The medal and the TShirt were especially brilliant and for the money I think this was an excellent value race and will be looking forward to it again next year.
Well done chaps and well done @hitmanharris for persevering.
Despite feeling a bit better on the Sunday (after my piss poor performance at the National 100km) I decided that I needed to get straight back on the horse.
My original 2014 plan had been to run ultras in order of distance, rising gently throughout the year C2C and SPW both 45miles, SDW was 50miles and then the National should have been the first of two 100km runs before I returned to the 100 mile distance. Things obviously became a little skewed by the WNWA96 because this sat right in the middle of two of the other races and basically left me without sufficient recovery time. But what I did learn was that I probably need to commit to trying to run 100 miles in 24hrs because mentally I felt bereft after the National and confidence was shot to pieces.

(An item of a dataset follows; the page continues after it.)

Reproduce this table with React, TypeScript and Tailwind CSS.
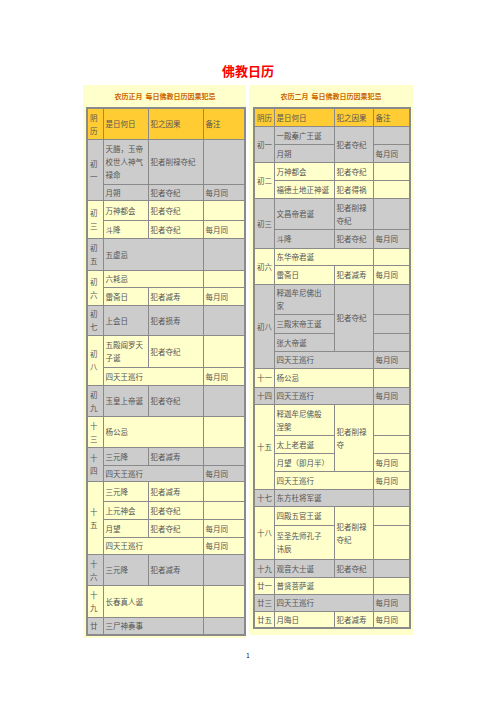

With all this in mind and my usual bullish charm I signed up for the Challenge Hub 24hr Challenge in a just 10 days time. The great thing about these North East Kent events is that they aren’t races, they are events designed to test the human capacity to endure. I am aiming to endure about 100 miles, I need to prove to myself, that pretty much unsupported, I can make the 100 mile (and more) distance inside the one day because I want that Centurion one day finisher buckle – actually this year I want two of them. So Challenge Hub here I come, to test myself and my ability on your loop. Feedback from @abradypus about their Moonlight Challenge was so good that I’m really looking forward to this.
Deflated after the National? Not me … now where’s my saddle?